RAE, the Regulatory Authority for Energy, looking to protect Crete against energy shortages as of the end of this year, when old power generators operating on the island will need to be withdrawn, is planning new RES auctions for solar and wind energy units, as well as a tender for the installation of a modern energy storage system.
Crete faces a crucial energy sufficiency period between 2020, when the island’s small-scale grid interconnection with the Peloponnese will be launched, and 2023, when a large-scale link with Athens is expected to operate – if all goes according to plan.
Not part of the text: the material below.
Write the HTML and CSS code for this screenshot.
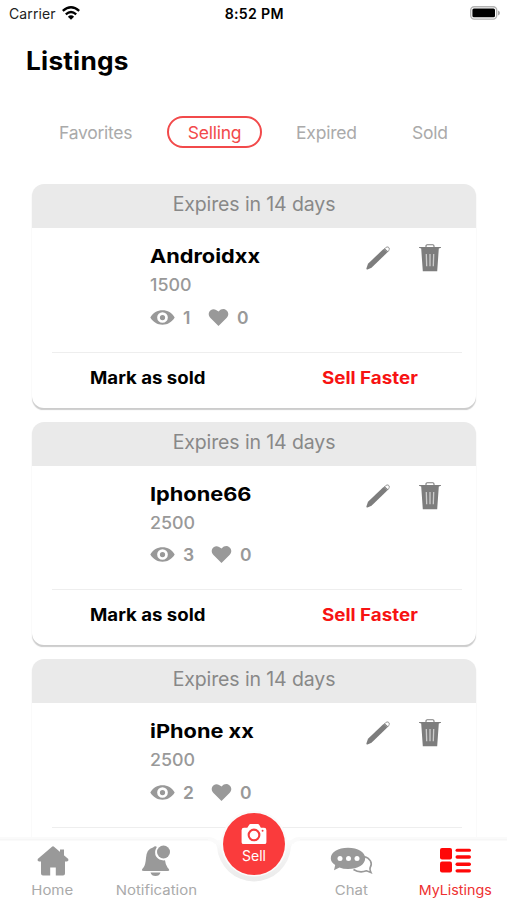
FILE: index.html
```html
<!DOCTYPE html>
<html lang="en">
<head>
<meta charset="utf-8">
<title>Listings</title>
<link rel="stylesheet" href="styles.css">
</head>
<body>
<svg class="defs" aria-hidden="true">
  <symbol id="eye" viewBox="0 0 26 16"><path fill="currentColor" fill-rule="evenodd" d="M0 8C3 3 7.500 .3 13 .3S23 3 26 8C23 13 18.500 15.700 13 15.700S3 13 0 8ZM13 2.300a5.700 5.700 0 1 0 0 11.400a5.700 5.700 0 1 0 0-11.400ZM13 5.200a2.800 2.800 0 1 1 0 5.600a2.800 2.800 0 1 1 0-5.600Z"/></symbol>
  <symbol id="heart" viewBox="0 0 21 18"><path fill="currentColor" d="M10.500 18L2 9.600C-.7 6.800-.3 3 2.200 1.200C4.700-.7 8 .1 10.500 2.700C13-.1 16.300-.7 18.800 1.200C21.300 3 21.700 6.800 19 9.600Z"/></symbol>
  <symbol id="pencil" viewBox="0 0 24 24"><path fill="currentColor" d="M.4 22.600L2 17.700L17.500 3L21.300 6.500L5.500 21.700L1.500 23.500Q.2 23.700 .4 22.600Z"/><path d="M18.200 3.200Q20 .5 22 .9Q23.800 1.600 23.200 3.600Q22.800 4.900 21.500 6" fill="#fff" stroke="#999" stroke-width="1"/><path d="M18.200 2.800L21.700 6" stroke="currentColor" stroke-width="1.300"/></symbol>
  <symbol id="trash" viewBox="0 0 22 28"><path d="M7 3.200V1.900Q7 .8 8.200.8H13.800Q15 .8 15 1.900V3.200" fill="none" stroke="currentColor" stroke-width="1.100"/><path fill="currentColor" d="M0 3H22V3.700L19.800 4.600L18.200 27.300H3.800L2.200 4.600L0 3.700Z"/><path d="M7.300 10L7.700 22.300M11 10V22.300M14.700 10L14.300 22.300" stroke="#ccc" stroke-width="1.300"/></symbol>
</svg>
<div class="screen">
  <header class="status">
    <div class="carrier"><span class="carrier-name">Carrier</span>
      <svg class="wifi" viewBox="0 0 18 14"><g fill="none" stroke="#000" stroke-width="2.300"><path d="M.8 4.900Q9-2.300 17.200 4.900"/><path d="M3.800 8.300Q9 3.700 14.200 8.300"/></g><path d="M9 13.700L5.900 10.700Q9 8 12.100 10.700Z"/></svg>
    </div>
    <div class="time">8:52 PM</div>
    <svg class="battery" viewBox="0 0 30 14"><rect x=".7" y=".7" width="26" height="12.400" rx="3.500" fill="#fff" stroke="#b3b3b3" stroke-width="1.400"/><rect x="2.400" y="2.500" width="22.600" height="8.800" rx="1.500"/><path d="M28 4.600Q30 5.200 30 7T28 9.400Z" fill="#aaa"/></svg>
  </header>
  <h1 class="title">Listings</h1>
  <nav class="filters">
    <span class="filter favorites">Favorites</span><span class="filter active">Selling</span><span class="filter expired">Expired</span><span class="filter sold">Sold</span>
  </nav>
  <main class="list">
    <article class="card">
      <div class="expiry">Expires in 14 days</div>
      <div class="details">
        <div class="info"><h2 class="name">Androidxx</h2><div class="price">1500</div>
          <div class="stats"><svg class="eye"><use href="#eye"/></svg><span class="views one">1</span><svg class="heart"><use href="#heart"/></svg><span>0</span></div></div>
        <div class="tools"><svg class="pencil"><use href="#pencil"/></svg><svg class="trash"><use href="#trash"/></svg></div>
      </div>
      <div class="actions"><span class="mark">Mark as sold</span><span class="faster">Sell Faster</span></div>
    </article>
    <article class="card">
      <div class="expiry">Expires in 14 days</div>
      <div class="details">
        <div class="info"><h2 class="name">Iphone66</h2><div class="price">2500</div>
          <div class="stats"><svg class="eye"><use href="#eye"/></svg><span class="views">3</span><svg class="heart"><use href="#heart"/></svg><span>0</span></div></div>
        <div class="tools"><svg class="pencil"><use href="#pencil"/></svg><svg class="trash"><use href="#trash"/></svg></div>
      </div>
      <div class="actions"><span class="mark">Mark as sold</span><span class="faster">Sell Faster</span></div>
    </article>
    <article class="card">
      <div class="expiry">Expires in 14 days</div>
      <div class="details">
        <div class="info"><h2 class="name">iPhone xx</h2><div class="price">2500</div>
          <div class="stats"><svg class="eye"><use href="#eye"/></svg><span class="views">2</span><svg class="heart"><use href="#heart"/></svg><span>0</span></div></div>
        <div class="tools"><svg class="pencil"><use href="#pencil"/></svg><svg class="trash"><use href="#trash"/></svg></div>
      </div>
      <div class="actions"></div>
    </article>
  </main>
  <nav class="tabbar">
    <svg class="bar-shape" viewBox="0 0 507 92">
      <defs><linearGradient id="notch" x1="0" y1="0" x2="0" y2="1"><stop offset="0" stop-color="#fcfcfc"/><stop offset=".35" stop-color="#f3f3f3"/><stop offset="1" stop-color="#ebebeb"/></linearGradient></defs>
      <path d="M0 32H507V92H0Z" fill="#fff"/>
      <path d="M208 32Q215 32 217 39A37.100 37.100 0 0 0 291 39Q293 32 300 32Z" fill="url(#notch)"/>
      <path d="M0 31H208Q214 31 216.500 35M291.500 35Q294 31 300 31H507" fill="none" stroke="#fafafa" stroke-width="4"/>
      <path d="M0 31.500H208M300 31.500H507" stroke="#f6f6f6"/>
      <circle cx="254" cy="35.500" r="33" fill="#fbfbfb"/>
    </svg>
    <div class="tab home"><svg class="tab-icon" viewBox="0 0 32 30"><path fill="currentColor" d="M14.700 .9Q16 -.2 17.300 .9L31.300 13Q32 15.200 30 15.500H28V27.500Q28 29.500 26 29.500H18.800V21.500H13.200V29.500H6Q4 29.500 4 27.500V15.500H2Q0 15.200 .7 13ZM23 3.500H27V10.500H23Z"/></svg><span>Home</span></div>
    <div class="tab notification"><svg class="tab-icon" viewBox="0 0 32 32"><path fill="currentColor" d="M13 2.500Q15.500 .5 16.800 2Q13.600 7.500 16.300 11.800Q19.300 15.900 25 15.300Q25.500 20 27.500 22.500Q31 26 27.500 26H4Q0 26 3.500 22.500Q5.500 20 6 13Q6.500 4 13 2.500ZM10.500 27.500H20.500Q19.500 31 15.500 31Q11.500 31 10.500 27.500Z"/><circle cx="23.500" cy="7" r="6.500" fill="currentColor"/></svg><span>Notification</span></div>
    <button class="sell"><svg class="camera" viewBox="0 0 26 22"><path fill="#fff" d="M2.500 4H6L8 .8Q8.400 0 9.300 0H17Q18 0 18.400 .8L20.200 4H23.500Q26 4 26 6.500V19Q26 21 24 21H2Q0 21 0 19V6.500Q0 4 2.500 4Z"/><circle cx="13" cy="11.500" r="5.600" fill="none" stroke="#f73d3e" stroke-width="2.200"/><circle cx="22" cy="7" r="1" fill="#f73d3e"/></svg><span>Sell</span></button>
    <div class="tab chat"><svg class="tab-icon" viewBox="0 0 44 28"><path d="M34 9.500C40 11 43 16 40.200 20.500Q39.400 22 41 25.500L36.500 23.800C32 25.500 27 24.800 23.500 22.500" fill="none" stroke="currentColor" stroke-width="1.600"/><path fill="currentColor" d="M18 .8C28 .8 35.200 5 35.200 11.300S28 22 18 22Q13 22 9.500 20.500L4 23.200L5.200 18Q.8 15.500 .8 11.300C.8 5 8 .8 18 .8Z"/><g fill="#fff"><circle cx="10" cy="11.500" r="2.500"/><circle cx="18.500" cy="11.500" r="2.500"/><circle cx="27" cy="11.500" r="2.500"/></g></svg><span>Chat</span></div>
    <div class="tab mylistings"><svg class="tab-icon" viewBox="0 0 31 25"><g fill="currentColor"><rect width="12" height="11.500" rx="2"/><rect y="13.500" width="12" height="11" rx="2"/><rect x="15.500" y=".8" width="15.500" height="3" rx="1.500"/><rect x="15.500" y="7.300" width="15.500" height="3.500" rx="1.700"/><rect x="15.500" y="14.500" width="15.500" height="3.500" rx="1.700"/><rect x="15.500" y="21.200" width="15.500" height="3.200" rx="1.600"/></g></svg><span>MyListings</span></div>
  </nav>
</div>
</body>
</html>
```
FILE: styles.css
```css
* { box-sizing: border-box; }
body { margin: 0; background: #fff; font-family: Inter, sans-serif; }
svg { display: block; flex: none; overflow: visible; }
.defs { display: none; }
.screen { position: relative; width: 507px; height: 900px; overflow: hidden; }
.status { display: grid; grid-template-columns: 1fr auto 1fr; align-items: center; height: 27px; padding: 0 7px 0 9px; }
.carrier { display: flex; align-items: center; gap: 6px; }
.carrier-name { font-size: 14px; line-height: 20px; letter-spacing: .12px; color: #222; }
.wifi { width: 18px; height: 14px; margin-top: -1px; }
.time { font-size: 14px; font-weight: 600; letter-spacing: .3px; transform: scaleX(1.01); }
.battery { width: 30px; height: 14px; justify-self: end; margin-top: -1px; }
.title { margin: 18px 0 0 26px; font-size: 25px; line-height: 33px; font-weight: 700; letter-spacing: .2px; }
.title, .name, .price, .mark, .faster { transform-origin: 0 50%; transform: scaleX(1.05); }
.filters { display: flex; height: 32px; margin-top: 38px; padding-left: 59px; align-items: flex-start; font-size: 17.500px; letter-spacing: -.25px; color: #aaa; }
.filter { line-height: 33px; white-space: nowrap; }
.favorites { width: 108px; }
.active { width: 95px; height: 32px; line-height: 29px; text-align: center; border: 2px solid #f24a4b; border-radius: 16px; color: #f24a4b; }
.expired { margin-left: 34px; width: 116px; letter-spacing: -.2px; }
.list { display: flex; flex-direction: column; gap: 14px; padding: 36px 31px 0 32px; }
.card { flex: none; height: 223.500px; border-radius: 12px; background: #fff; box-shadow: 0 2px 1px -.5px #ccc; overflow: hidden; }
.expiry { height: 44px; background: #eaeaea; color: #888; text-align: center; font-size: 19.500px; line-height: 41px; letter-spacing: -.12px; }
.details { display: flex; justify-content: space-between; height: 123.500px; padding: 14px 35px 0 118px; }
.name { width: max-content; margin: 0; font-size: 19px; line-height: 29px; font-weight: 700; transform: scaleX(1.145); }
.price { width: max-content; margin-top: 1px; font-size: 17px; line-height: 26px; font-weight: 500; color: #999; }
.stats { display: flex; align-items: center; height: 26px; margin-top: 6px; color: #999; font-size: 17.500px; font-weight: 600; }
.eye { width: 25px; height: 15px; margin-right: 8px; }
.views { width: 28px; }
.views.one { width: 25px; }
.heart { width: 21px; height: 17px; margin-right: 8px; }
.tools { display: flex; align-items: flex-start; gap: 29px; color: #7d7d7d; }
.pencil { width: 24px; height: 24px; margin-top: 4px; }
.trash { width: 22px; height: 28px; margin-top: 2px; }
.actions { display: grid; grid-template-columns: 1fr 1fr; margin: 0 14px 0 20px; border-top: 1px solid #eee; font-size: 17px; line-height: 50px; font-weight: 700; }
.mark { margin-left: 38px; transform: scaleX(1.095); }
.faster { margin-left: 65px; color: #f71313; transform: scaleX(1.105); }
.tabbar { position: absolute; left: 0; bottom: 0; width: 507px; height: 92px; display: grid; grid-template-columns: 104px 104px 92px 103px 104px; }
.bar-shape { position: absolute; inset: 0; width: 507px; height: 92px; }
.tab { position: relative; display: flex; flex-direction: column; align-items: center; justify-content: flex-end; padding-bottom: 1px; color: #999; font-size: 13px; line-height: 18px; }
.tab span { color: #aaa; white-space: nowrap; transform: scaleX(1.15); }
.home .tab-icon { width: 32px; height: 30px; margin: 0 0 5px 2px; }
.notification .tab-icon { width: 32px; height: 32px; margin-bottom: 4px; }
.chat .tab-icon { width: 44px; height: 28px; margin-bottom: 6px; }
.mylistings { color: #ff0808; }
.mylistings .tab-icon { width: 31px; height: 25px; margin-bottom: 8px; }
.tab.mylistings span { color: #ee3030; transform: scaleX(1.1); }
.sell { position: relative; justify-self: center; display: flex; flex-direction: column; align-items: center; width: 62px; height: 62px; margin: 4.500px 0 0; padding: 11px 0 0; border: 0; border-radius: 50%; background: #fa3b3c; color: #fff; font: 14px/18px Inter, sans-serif; }
.camera { width: 26px; height: 21px; margin-bottom: 2px; }
```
The authority is planning to stage the RES auctions within 2019. RAE is also expecting a decision from DEDDIE/HEDNO, Greece’s distribution network operator, determining two or three points on Crete’s grid as suitable for the installation of modern energy storage systems offering a total capacity of between 30 and 40 MW. Once the operator has forwarded its proposal, a RAE tender will follow, within 2019, inviting investors to submit offers for the energy storage systems to be installed on Crete.
They will be portable, enabling transportation to other islands, should the need arise, sources informed.
RAE is referring to the results of a study conducted by the National Technical University of Athens (NTUA) on the island’s energy sufficiency between 2020 and 2023.
Besides new RES facilities and the storage system, the RAE plan includes the conversion of 100-MW diesel-powered units at Atherinolakkos into natural gas-fired power stations, as well as the development of a new power station, preferably gas-fired, with a capacity of roughly 100 MW.
These measures are seen as optimal in terms of energy sufficiency, feasibility and environmental protection.